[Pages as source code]
--*--
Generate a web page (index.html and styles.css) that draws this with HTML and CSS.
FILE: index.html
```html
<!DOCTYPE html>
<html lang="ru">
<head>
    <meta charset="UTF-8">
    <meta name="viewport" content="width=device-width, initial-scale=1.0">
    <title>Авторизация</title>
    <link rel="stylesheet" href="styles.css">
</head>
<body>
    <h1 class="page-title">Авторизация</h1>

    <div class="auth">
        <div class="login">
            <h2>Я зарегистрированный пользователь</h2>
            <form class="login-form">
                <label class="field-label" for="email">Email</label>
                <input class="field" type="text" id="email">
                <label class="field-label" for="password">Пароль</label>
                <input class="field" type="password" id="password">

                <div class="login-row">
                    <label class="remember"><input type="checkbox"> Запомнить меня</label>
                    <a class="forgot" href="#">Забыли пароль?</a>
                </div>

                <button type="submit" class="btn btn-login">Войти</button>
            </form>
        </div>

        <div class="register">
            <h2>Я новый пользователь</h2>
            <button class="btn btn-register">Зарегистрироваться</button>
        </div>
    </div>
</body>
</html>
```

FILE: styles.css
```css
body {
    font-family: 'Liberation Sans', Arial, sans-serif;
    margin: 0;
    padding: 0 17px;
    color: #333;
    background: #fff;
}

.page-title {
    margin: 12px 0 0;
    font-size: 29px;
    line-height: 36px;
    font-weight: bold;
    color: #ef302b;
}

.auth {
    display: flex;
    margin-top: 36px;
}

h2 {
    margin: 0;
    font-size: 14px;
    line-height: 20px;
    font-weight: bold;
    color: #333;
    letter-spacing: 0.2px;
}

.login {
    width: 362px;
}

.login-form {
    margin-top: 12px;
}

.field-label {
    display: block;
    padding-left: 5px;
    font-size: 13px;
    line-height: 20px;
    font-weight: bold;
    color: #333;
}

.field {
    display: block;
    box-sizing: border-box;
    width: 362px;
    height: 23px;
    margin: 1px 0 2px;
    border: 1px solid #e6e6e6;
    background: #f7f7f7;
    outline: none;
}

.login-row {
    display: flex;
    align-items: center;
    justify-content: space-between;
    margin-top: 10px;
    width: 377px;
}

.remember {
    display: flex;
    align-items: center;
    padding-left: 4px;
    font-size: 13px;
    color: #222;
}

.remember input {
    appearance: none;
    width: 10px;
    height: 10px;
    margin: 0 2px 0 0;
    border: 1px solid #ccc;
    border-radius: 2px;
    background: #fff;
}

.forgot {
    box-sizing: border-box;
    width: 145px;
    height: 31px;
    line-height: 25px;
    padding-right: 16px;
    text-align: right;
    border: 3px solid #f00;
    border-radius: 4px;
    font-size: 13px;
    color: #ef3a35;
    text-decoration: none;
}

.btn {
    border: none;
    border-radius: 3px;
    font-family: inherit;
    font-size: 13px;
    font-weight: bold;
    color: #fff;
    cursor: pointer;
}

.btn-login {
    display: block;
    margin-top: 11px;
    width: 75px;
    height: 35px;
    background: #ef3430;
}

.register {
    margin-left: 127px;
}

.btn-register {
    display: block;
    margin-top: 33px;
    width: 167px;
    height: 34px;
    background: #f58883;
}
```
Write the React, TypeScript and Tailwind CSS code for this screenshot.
--*--
Work instructions
Reproduce each entry word for word.

Result below
Generate a web page (index.html and styles.css) that draws this with HTML and CSS.
FILE: index.html
```html
<!DOCTYPE html>
<html lang="ru">
<head>
    <meta charset="UTF-8">
    <meta name="viewport" content="width=device-width, initial-scale=1.0">
    <title>Авторизация</title>
    <link rel="stylesheet" href="styles.css">
</head>
<body>
    <h1 class="page-title">Авторизация</h1>

    <div class="auth">
        <div class="login">
            <h2>Я зарегистрированный пользователь</h2>
            <form class="login-form">
                <label class="field-label" for="email">Email</label>
                <input class="field" type="text" id="email">
                <label class="field-label" for="password">Пароль</label>
                <input class="field" type="password" id="password">

                <div class="login-row">
                    <label class="remember"><input type="checkbox"> Запомнить меня</label>
                    <a class="forgot" href="#">Забыли пароль?</a>
                </div>

                <button type="submit" class="btn btn-login">Войти</button>
            </form>
        </div>

        <div class="register">
            <h2>Я новый пользователь</h2>
            <button class="btn btn-register">Зарегистрироваться</button>
        </div>
    </div>
</body>
</html>
```

FILE: styles.css
```css
body {
    font-family: 'Liberation Sans', Arial, sans-serif;
    margin: 0;
    padding: 0 17px;
    color: #333;
    background: #fff;
}

.page-title {
    margin: 12px 0 0;
    font-size: 29px;
    line-height: 36px;
    font-weight: bold;
    color: #ef302b;
}

.auth {
    display: flex;
    margin-top: 36px;
}

h2 {
    margin: 0;
    font-size: 14px;
    line-height: 20px;
    font-weight: bold;
    color: #333;
    letter-spacing: 0.2px;
}

.login {
    width: 362px;
}

.login-form {
    margin-top: 12px;
}

.field-label {
    display: block;
    padding-left: 5px;
    font-size: 13px;
    line-height: 20px;
    font-weight: bold;
    color: #333;
}

.field {
    display: block;
    box-sizing: border-box;
    width: 362px;
    height: 23px;
    margin: 1px 0 2px;
    border: 1px solid #e6e6e6;
    background: #f7f7f7;
    outline: none;
}

.login-row {
    display: flex;
    align-items: center;
    justify-content: space-between;
    margin-top: 10px;
    width: 377px;
}

.remember {
    display: flex;
    align-items: center;
    padding-left: 4px;
    font-size: 13px;
    color: #222;
}

.remember input {
    appearance: none;
    width: 10px;
    height: 10px;
    margin: 0 2px 0 0;
    border: 1px solid #ccc;
    border-radius: 2px;
    background: #fff;
}

.forgot {
    box-sizing: border-box;
    width: 145px;
    height: 31px;
    line-height: 25px;
    padding-right: 16px;
    text-align: right;
    border: 3px solid #f00;
    border-radius: 4px;
    font-size: 13px;
    color: #ef3a35;
    text-decoration: none;
}

.btn {
    border: none;
    border-radius: 3px;
    font-family: inherit;
    font-size: 13px;
    font-weight: bold;
    color: #fff;
    cursor: pointer;
}

.btn-login {
    display: block;
    margin-top: 11px;
    width: 75px;
    height: 35px;
    background: #ef3430;
}

.register {
    margin-left: 127px;
}

.btn-register {
    display: block;
    margin-top: 33px;
    width: 167px;
    height: 34px;
    background: #f58883;
}
```
Write the React, TypeScript and Tailwind CSS code for this screenshot.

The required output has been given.